Friday, October 21, 2011

The Death Penalty: Is it justifiable?

                 During class we have discussed the death penalty and its justifications, or lack thereof. There are stages in a court case that help determine whether or not someone will receive the death penalty.  Some of the stages that protect the rights of the accused are that they are innocent until proven guilty; there is a stage where the jury decides whether or not there is enough proof to accuse someone before even deciding whether or not they should receive the death penalty, which is called a criminal hearing. They have to be determined guilty without a reasonable doubt. After determining guilt or innocence, the jurors are tested to see whether or not they can choose if the accused should receive the death penalty without bias towards the accused, the prosecutor or their opinion of the death penalty. During this decision, the jury is required to consider the defendants background such as traumatic incidents or childhood, or some form of mental retardation. The defendant is also protected in these stages by allowing for there to be a new trial if the accused felt there was not sufficient evidence or that there was “juror misconduct,” which is when the jury favors one side.
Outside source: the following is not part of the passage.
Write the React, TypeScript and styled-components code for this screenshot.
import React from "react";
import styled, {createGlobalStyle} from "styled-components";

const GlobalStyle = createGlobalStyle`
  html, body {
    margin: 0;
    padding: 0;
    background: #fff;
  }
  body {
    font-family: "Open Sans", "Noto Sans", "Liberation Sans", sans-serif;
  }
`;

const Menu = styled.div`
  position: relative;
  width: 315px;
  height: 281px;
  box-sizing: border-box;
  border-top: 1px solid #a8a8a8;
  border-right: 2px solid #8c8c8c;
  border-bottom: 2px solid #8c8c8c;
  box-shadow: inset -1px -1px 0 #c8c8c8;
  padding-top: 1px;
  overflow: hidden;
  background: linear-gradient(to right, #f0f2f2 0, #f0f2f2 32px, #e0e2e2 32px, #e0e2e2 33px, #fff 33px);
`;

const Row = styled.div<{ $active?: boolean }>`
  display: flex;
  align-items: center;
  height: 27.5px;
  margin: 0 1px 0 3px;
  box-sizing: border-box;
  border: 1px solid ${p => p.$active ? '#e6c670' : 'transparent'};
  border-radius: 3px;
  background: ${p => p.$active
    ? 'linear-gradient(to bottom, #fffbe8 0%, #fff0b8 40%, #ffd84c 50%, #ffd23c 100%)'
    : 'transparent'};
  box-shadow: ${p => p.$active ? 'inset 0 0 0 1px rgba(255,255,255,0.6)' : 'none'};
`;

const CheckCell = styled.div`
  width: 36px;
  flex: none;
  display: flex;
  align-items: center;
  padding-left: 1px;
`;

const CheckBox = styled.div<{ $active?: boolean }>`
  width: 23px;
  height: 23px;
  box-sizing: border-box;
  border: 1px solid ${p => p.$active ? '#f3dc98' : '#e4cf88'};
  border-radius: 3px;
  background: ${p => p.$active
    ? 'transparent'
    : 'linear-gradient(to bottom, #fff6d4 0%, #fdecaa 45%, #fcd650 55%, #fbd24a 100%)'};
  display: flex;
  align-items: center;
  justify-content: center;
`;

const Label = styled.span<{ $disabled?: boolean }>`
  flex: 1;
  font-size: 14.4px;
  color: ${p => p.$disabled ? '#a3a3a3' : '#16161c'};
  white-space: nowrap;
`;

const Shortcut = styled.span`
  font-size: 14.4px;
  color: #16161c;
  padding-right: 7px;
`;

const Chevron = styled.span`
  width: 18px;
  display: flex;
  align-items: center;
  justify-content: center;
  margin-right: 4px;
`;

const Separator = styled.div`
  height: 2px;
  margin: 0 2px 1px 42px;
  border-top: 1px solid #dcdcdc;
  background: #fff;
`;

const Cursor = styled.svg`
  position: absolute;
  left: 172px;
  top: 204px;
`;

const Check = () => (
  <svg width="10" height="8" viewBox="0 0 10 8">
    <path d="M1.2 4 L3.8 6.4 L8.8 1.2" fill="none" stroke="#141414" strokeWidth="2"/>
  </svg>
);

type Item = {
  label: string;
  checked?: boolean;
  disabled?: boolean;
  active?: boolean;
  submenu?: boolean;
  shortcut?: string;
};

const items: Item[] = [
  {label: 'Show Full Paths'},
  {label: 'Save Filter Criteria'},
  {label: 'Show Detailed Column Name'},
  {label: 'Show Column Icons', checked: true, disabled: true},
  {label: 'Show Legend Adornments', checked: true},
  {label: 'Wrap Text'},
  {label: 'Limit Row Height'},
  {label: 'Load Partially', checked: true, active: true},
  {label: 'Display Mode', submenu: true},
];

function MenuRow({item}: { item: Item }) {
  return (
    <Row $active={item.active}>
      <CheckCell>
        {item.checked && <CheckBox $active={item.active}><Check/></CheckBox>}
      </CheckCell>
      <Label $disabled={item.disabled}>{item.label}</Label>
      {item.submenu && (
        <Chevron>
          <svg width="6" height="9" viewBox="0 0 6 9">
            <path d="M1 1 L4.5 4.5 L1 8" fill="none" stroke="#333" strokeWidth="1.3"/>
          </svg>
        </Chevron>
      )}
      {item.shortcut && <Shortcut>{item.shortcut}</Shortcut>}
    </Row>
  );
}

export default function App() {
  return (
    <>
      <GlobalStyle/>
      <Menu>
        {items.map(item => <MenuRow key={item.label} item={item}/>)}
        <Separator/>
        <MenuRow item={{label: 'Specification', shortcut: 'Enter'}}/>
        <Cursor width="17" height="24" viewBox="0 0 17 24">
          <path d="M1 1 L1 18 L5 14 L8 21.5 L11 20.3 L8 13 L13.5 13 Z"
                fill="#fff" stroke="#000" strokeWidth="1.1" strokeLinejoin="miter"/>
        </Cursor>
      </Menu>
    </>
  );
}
If they don’t want a new trial, the defendant can appeal or try to get clemency in order to not receive the death penalty. In my opinion, all of these stages do help to determine that a person is guilty. There is no question when there is the rule of guilty beyond a reasonable doubt. The jury is required to not convict someone if they are even the slightest bit unsure. While it is difficult to prove sometimes whether or not a jury is favoring one side of the case, the defendant does have options to be fairly judged.
                If a defendant is proven guilty and given the death sentence there are several ways in which they can be executed. In my opinion, being executed by hanging or by firing squad are very inhumane. Sometimes, when hung, their neck does not fully break and they slowly die by asphyxiation. When killed by a firing squad, the shooter can sometimes miss the heart, by intention or by accident, and the prisoner would then slowly bleed to death. Not only are these methods inhumane, but they are unnecessary. I would say both of these should be considered cruel and unusual under the Eighth Amendment because we have the technology needed to execute people in an efficient and humane way, such as lethal injection.
                I looked at several states for their information on their death penalty and found that Illinois does not have a death penalty. Since 1976, only 12 people have been executed versus 475 executions in Texas who has the death penalty. In Texas, out of the 321 people on Death Row, only 10 are women. This is very interesting, but at the same time, understandable. People tend to sympathize with women more than with men. What really strikes me is that Texas has a murder rate of 5 per 100,000 and Illinois is higher with a murder rate of 5.5 per 100,000. Illinois method is injection if they were ever to use the death penalty, and it is interesting that Missouri’s method is by injection or gas and it is the choice of the prisoner as to which they will receive. In comparison to Texas, Missouri has a murder rate of 7 per 100,000, yet only 68 people have been executed since 1976 and there are currently 50 people on death row. Part of this that the statistics don’t always take into account is that there is a big population difference between Texas and Missouri. The one thing that remains consistent in all states is that there are more men than women on death row.
                Looking further at Illinois, their death penalty requirements include felonies, killing children, murdering with intention and a plan, killed in order to obtain money or prevent the victim from testifying, if the murderer injured the victim to the point of death, the victim was a disabled person, and even if the intentions of the killer were terrorism. I do think that these statues of the death penalty are justifiable because they all require for the killer to have an intention to kill, to harm someone incapable of defense, or in order to have personal gain. All of those acts listed are reason enough for someone to be subject to the death penalty. However, I can see as to why these statues would make the death penalty questionable in Illinois and eventually made them abolish it altogether. One reason is that the death penalty cannot be biased towards putting those to death who were disabled or children, because any other person killed, such as an adult, is of equal value. Also, it is hard to prove intention, which is what a lot of the statues are based on. Lastly, killing someone by injuring them to death may go against intention. If the intention was to break their arm by hitting them with a baseball bat and they then fell down stairs which broke their neck and killed them, is it really the person with the baseball bat’s fault? Their intention was to break their arm, not kill them. So are they guilty or not? I think that question was brought up a lot in cases, which was another cause for Illinois to no longer use the death penalty.
                Something that is interesting is that in all of the states, the largest race to be executed is white which is usually presumed to be black. However, the largest race of victims whose perpetrators were executed is also white, meaning that courts are more sympathetic towards white victims and more likely to send whoever killed them to death. Looking at a different chart, there were 17 white people sent to death for killing a black person, versus the 255 black people sent to death for killing a white person. These statistics are another reason why Illinois and other states no longer have the death penalty; there is a prepositioned bias in deciding whether or not to give someone the death penalty.